Written with precision, lyricism and compassion, I Talk Like a River is a story about stuttering drawn from author Jordan Scott’s personal experience.
A boy is ashamed of his efforts to produce words and the resultant facial contortions: “All they see,” he says, referring to his classmates, “is how strange my face looks and that I can’t hide how scared I am.” The boy’s father recognizes that his son has had a “bad speech day” and takes him to a place where they can be quiet. At the river, the pair watches the water as it churns yet is “calm . . . beyond the rapids.” Pulling his son close, the father points to the water. “That’s how you speak,” he says.
Illustrator Sydney Smith (Town Is by the Sea, Small in the City) uses thick, impressionistic brushstrokes that dazzle as he represents the boy’s roiling interior world. In one gripping spread about the boy’s fear of public speaking, we see the classroom from his point of view. Students stare, their faces indistinct smudges of paint, the entire room distorted by the boy’s panic. But at the river—where Smith showcases the mesmerizing play of light on water in a dramatic double gatefold—the world becomes clearer.

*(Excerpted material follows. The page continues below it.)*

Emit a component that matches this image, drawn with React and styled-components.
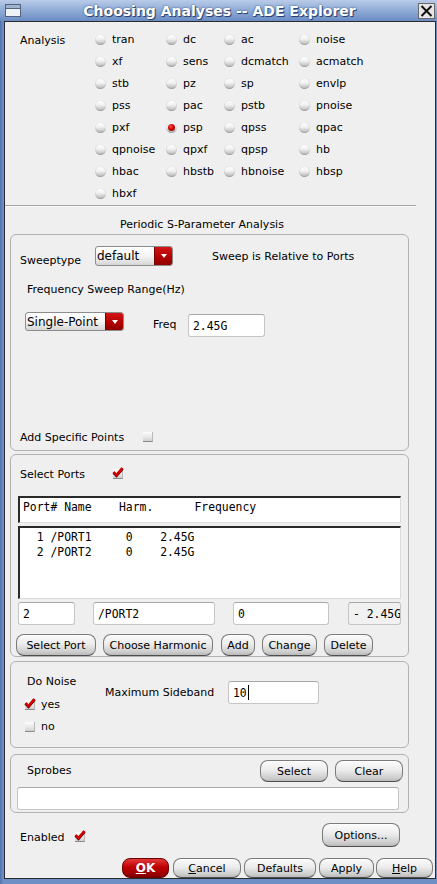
import styled, { createGlobalStyle, css } from 'styled-components';

const Global = createGlobalStyle`
  body {
    margin: 0;
    font-family: 'DejaVu Sans', 'Liberation Sans', sans-serif;
    font-size: 11px;
    color: #000;
  }
  * { box-sizing: border-box; }
`;

const Frame = styled.div`
  width: 437px;
  height: 884px;
  display: flex;
  flex-direction: column;
  padding: 0 1px 5px 4px;
  background: linear-gradient(90deg, #4f72ad, #6d8fc6 3px, #6d8fc6);
`;

const TitleBar = styled.div`
  height: 22px;
  margin-left: -4px;
  margin-right: -1px;
  display: flex;
  align-items: center;
  padding: 0 2px 0 5px;
  background: linear-gradient(#b9cbe8, #8fabd6 50%, #6b8dc4);
`;

const Title = styled.div`
  flex: 1;
  text-align: center;
  font-weight: bold;
  font-size: 14px;
  color: #fff;
  text-shadow: 1px 1px 0 #2e4470, 0 0 2px #2e4470;
`;

const Body = styled.div`
  flex: 1;
  background: #efefef;
  border: 1px solid #2b2b2b;
  display: flex;
  flex-direction: column;
`;

const AnalysisGrid = styled.div`
  display: grid;
  grid-template-columns: 75px 71px 58px 75px auto;
  grid-auto-rows: 22px;
  padding: 6px 0 0 15px;
`;

const GridLabel = styled.div`
  grid-row: 1;
  grid-column: 1;
  padding-top: 6px;
`;

const RadioItem = styled.label`
  display: flex;
  align-items: center;
  gap: 6px;
  grid-column: ${p => p.$col};
  white-space: nowrap;
`;

const RadioDot = styled.span`
  position: relative;
  width: 11px;
  height: 11px;
  border-radius: 50%;
  flex: none;
  background: linear-gradient(#ffffff, #f2f2f2 45%, #c9c9c9 80%, #a9a9a9);
  box-shadow: inset 0 0 0 1px rgba(0, 0, 0, 0.08);
  ${p => p.$on && css`
    &::after {
      content: '';
      position: absolute;
      left: 2px;
      top: 2px;
      width: 7px;
      height: 7px;
      border-radius: 50%;
      background: radial-gradient(circle at 40% 35%, #ff5050, #d00000 45%, #7a0000);
    }
  `}
`;

const Separator = styled.div`
  height: 2px;
  margin: 1px 19px 0 0;
  border-top: 1px solid #a4a4a4;
  border-bottom: 1px solid #fafafa;
`;

const SectionTitle = styled.div`
  height: 14px;
  line-height: 14px;
  margin-top: 11px;
  padding-left: 115px;
`;

const Group = styled.div`
  height: ${p => p.$h}px;
  margin: ${p => p.$top}px 26px 0 5px;
  border: 1px solid #b2b2b2;
  border-radius: 6px;
  display: flex;
  flex-direction: column;
`;

const Row = styled.div`
  display: flex;
  align-items: ${p => (p.$center ? 'center' : 'flex-start')};
  margin-top: ${p => p.$top || 0}px;
  padding-left: ${p => p.$left || 0}px;
  height: ${p => (p.$h ? `${p.$h}px` : 'auto')};
`;

const Column = styled.div`
  width: ${p => p.$w}px;
  flex: none;
`;

const Text = styled.span`
  display: block;
  line-height: 14px;
  white-space: nowrap;
  width: ${p => (p.$w ? `${p.$w}px` : 'auto')};
  margin-top: ${p => p.$top || 0}px;
  margin-left: ${p => p.$left || 0}px;
  flex: none;
`;

const Combo = styled.div`
  width: ${p => p.$w}px;
  height: ${p => p.$h}px;
  flex: none;
  display: flex;
  border: 1px solid #8c8c8c;
  border-radius: 3px;
  overflow: hidden;
  background: linear-gradient(#ffffff, #f4f4f4 50%, #d6d6d6);
  font-size: 12px;
`;

const ComboText = styled.span`
  flex: 1;
  padding-left: 1px;
  display: flex;
  align-items: center;
`;

const ComboArrow = styled.span`
  width: 18px;
  display: flex;
  align-items: center;
  justify-content: center;
  background: linear-gradient(#d41414, #b00000 60%, #8e0000);
  border-left: 1px solid #7a0000;
  &::before {
    content: '';
    border-left: 3px solid transparent;
    border-right: 3px solid transparent;
    border-top: 4px solid #fff;
  }
`;

const Field = styled.div`
  width: ${p => p.$w}px;
  height: 23px;
  margin-left: ${p => p.$left || 0}px;
  margin-top: ${p => p.$top || 0}px;
  flex: none;
  border: 1px solid #c6c6c6;
  border-top-color: #a8a8a8;
  border-radius: 3px;
  background: ${p => (p.$off ? '#f1f1f1' : '#fff')};
  font-family: 'DejaVu Sans Mono', 'Liberation Mono', monospace;
  font-size: 11.4px;
  display: flex;
  align-items: center;
  padding-left: 4px;
  white-space: nowrap;
  overflow: hidden;
`;

const Caret = styled.span`
  width: 1px;
  height: 15px;
  background: #000;
  margin-left: 1px;
`;

const Box = styled.span`
  position: relative;
  width: 10px;
  height: 10px;
  flex: none;
  margin-top: ${p => p.$top || 0}px;
  background: linear-gradient(#fdfdfd, #e6e6e6 60%, #cfcfcf);
  border-bottom: 1px solid #8a8a8a;
  border-right: 1px solid #b8b8b8;
  svg {
    position: absolute;
    left: -1px;
    top: -2px;
  }
`;

const Check = () => (
  <svg width="12" height="11" viewBox="0 0 12 11">
    <path d="M1.5 5.5 L4.5 8.5 L10.5 1.5" fill="none" stroke="#5a0000" strokeWidth="3" />
    <path d="M1.5 5 L4.5 8 L10.5 1" fill="none" stroke="#e00000" strokeWidth="2.2" />
  </svg>
);

const CheckBox = ({ on, ...rest }) => (
  <Box {...rest}>{on && <Check />}</Box>
);

const Listing = styled.div`
  width: 383px;
  height: ${p => p.$h}px;
  margin: ${p => p.$top}px 0 0 7px;
  background: #fff;
  border-top: 2px solid #2a2a2a;
  border-left: 2px solid #2a2a2a;
  border-right: 1px solid #dcdcdc;
  border-bottom: 1px solid #dcdcdc;
  padding: 2px 0 0 3px;
  font-family: 'DejaVu Sans Mono', 'Liberation Mono', monospace;
  font-size: 11.4px;
  line-height: 15px;
  white-space: pre;
`;

const Button = styled.button`
  height: ${p => p.$h || 22}px;
  width: ${p => p.$w}px;
  margin-left: ${p => p.$left || 0}px;
  margin-right: ${p => p.$right || 0}px;
  flex: none;
  padding: 0;
  font-family: 'DejaVu Sans', 'Liberation Sans', sans-serif;
  font-size: 11px;
  color: #000;
  border: 1px solid #7b7b7b;
  border-bottom-color: #4e4e4e;
  border-radius: 8px;
  background: linear-gradient(#fbfbfb, #ececec 45%, #cdcdcd 85%, #b9b9b9);
  box-shadow: inset 0 1px 0 #fff;
  u { text-decoration: underline; }
  ${p => p.$primary && css`
    color: #fff;
    font-weight: bold;
    font-size: 12px;
    border-color: #6a0000;
    background: linear-gradient(#e23a3a, #c00000 45%, #9a0000 85%, #7c0000);
    box-shadow: none;
  `}
`;

const Spacer = styled.div`
  flex: 1;
`;

const WinIcon = () => (
  <svg width="16" height="13" viewBox="0 0 16 13">
    <rect x="0.5" y="0.5" width="15" height="12" fill="#eef1f6" stroke="#51637f" />
    <rect x="1" y="1" width="14" height="3" fill="#9fb2d0" />
    <line x1="1" y1="4.5" x2="15" y2="4.5" stroke="#51637f" />
  </svg>
);

const CloseIcon = () => (
  <svg width="17" height="16" viewBox="0 0 17 16">
    <rect x="0.5" y="0.5" width="16" height="15" fill="#e6e6e6" stroke="#6a6a6a" />
    <path d="M3.5 3 L13.5 13 M13.5 3 L3.5 13" stroke="#111" strokeWidth="2" />
  </svg>
);

const analyses = [
  ['tran', 'dc', 'ac', 'noise'],
  ['xf', 'sens', 'dcmatch', 'acmatch'],
  ['stb', 'pz', 'sp', 'envlp'],
  ['pss', 'pac', 'pstb', 'pnoise'],
  ['pxf', 'psp', 'qpss', 'qpac'],
  ['qpnoise', 'qpxf', 'qpsp', 'hb'],
  ['hbac', 'hbstb', 'hbnoise', 'hbsp'],
  ['hbxf'],
];

const App = () => (
  <Frame>
    <Global />
    <TitleBar>
      <WinIcon />
      <Title>Choosing Analyses -- ADE Explorer</Title>
      <CloseIcon />
    </TitleBar>
    <Body>
      <AnalysisGrid>
        <GridLabel>Analysis</GridLabel>
        {analyses.map((row, r) =>
          row.map((name, c) => (
            <RadioItem key={name} $col={c + 2} style={{ gridRow: r + 1 }}>
              <RadioDot $on={name === 'psp'} />
              {name}
            </RadioItem>
          ))
        )}
      </AnalysisGrid>
      <Separator />
      <SectionTitle>Periodic S-Parameter Analysis</SectionTitle>

      <Group $h={217} $top={2}>
        <Row $top={11} $left={9} $h={22}>
          <Text $w={75} $top={8}>Sweeptype</Text>
          <Combo $w={78} $h={20}>
            <ComboText>default</ComboText>
            <ComboArrow />
          </Combo>
          <Text $left={39} $top={4}>Sweep is Relative to Ports</Text>
        </Row>
        <Row $top={15} $left={16}>
          <Text>Frequency Sweep Range(Hz)</Text>
        </Row>
        <Row $top={15} $left={14}>
          <Combo $w={99} $h={19}>
            <ComboText>Single-Point</ComboText>
            <ComboArrow />
          </Combo>
          <Text $w={35} $left={29} $top={6}>Freq</Text>
          <Field $w={77} $top={2}>2.45G</Field>
        </Row>
        <Spacer />
        <Row $left={9} style={{ marginBottom: 5 }}>
          <Text $w={123}>Add Specific Points</Text>
          <CheckBox $top={1} />
        </Row>
      </Group>

      <Group $h={203} $top={3}>
        <Row $top={13} $left={9}>
          <Text $w={93}>Select Ports</Text>
          <CheckBox on $top={1} />
        </Row>
        <Listing $h={27} $top={14}>{'Port# Name    Harm.      Frequency'}</Listing>
        <Listing $h={74} $top={3}>
          {'  1 /PORT1     0    2.45G\n  2 /PORT2     0    2.45G'}
        </Listing>
        <Row $top={3} $left={7}>
          <Field $w={57}>2</Field>
          <Field $w={122} $left={18}>/PORT2</Field>
          <Field $w={96} $left={18}>0</Field>
          <Field $w={53} $left={19} $off>- 2.45G</Field>
        </Row>
        <Row $top={9} $left={5}>
          <Button $w={80}>Select Port</Button>
          <Button $w={110} $left={7}>Choose Harmonic</Button>
          <Button $w={34} $left={8}>Add</Button>
          <Button $w={55} $left={7}>Change</Button>
          <Button $w={49} $left={7}>Delete</Button>
        </Row>
      </Group>

      <Group $h={87} $top={4}>
        <Row $left={14}>
          <Column $w={80}>
            <Text $left={2} $top={13}>Do Noise</Text>
            <Row $top={9} $center>
              <CheckBox on />
              <Text $left={6}>yes</Text>
            </Row>
            <Row $top={8} $center>
              <CheckBox />
              <Text $left={6}>no</Text>
            </Row>
          </Column>
          <Text $w={123} $top={24}>Maximum Sideband</Text>
          <Field $w={91} $top={19}>10<Caret /></Field>
        </Row>
      </Group>

      <Group $h={59} $top={6}>
        <Row $top={5} $left={16}>
          <Text $top={4}>Sprobes</Text>
          <Spacer />
          <Button $w={68}>Select</Button>
          <Button $w={68} $left={7} $right={5}>Clear</Button>
        </Row>
        <Row $top={5} $left={6}>
          <Field $w={382} />
        </Row>
      </Group>

      <Row $top={10} $left={15}>
        <Text $w={55} $top={8}>Enabled</Text>
        <CheckBox on $top={9} />
        <Spacer />
        <Button $w={78} $h={24} $right={35}>Options...</Button>
      </Row>

      <Row $top={11}>
        <Spacer />
        <Button $primary $w={47} $h={20}><u>O</u>K</Button>
        <Button $w={68} $h={20} $left={4}><u>C</u>ancel</Button>
        <Button $w={72} $h={20} $left={3}>Defaults</Button>
        <Button $w={55} $h={20} $left={3}>Apply</Button>
        <Button $w={57} $h={20} $left={2} $right={2}><u>H</u>elp</Button>
      </Row>
    </Body>
  </Frame>
);

export default App;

Smith also plays visually with some of the book’s figurative language. The boy cites elements from nature as examples of the letters he finds most challenging to pronounce (P, C and M). Smith incorporates them into a striking spread in which pine tree branches, a shrieking crow and the outline of a crescent moon cover the boy’s face.
Without providing pat answers or resorting to sentimentality, I Talk Like a River reverently acknowledges the boy’s hardship. Scott’s story is as much about observant, loving parenting as it is about the struggle to speak fluently, as the boy’s father generously equips his son with a metaphorical framework to understand and even take pride in his stutter: “My dad says I talk like a river.” This is unquestionably one of the best picture books of 2020.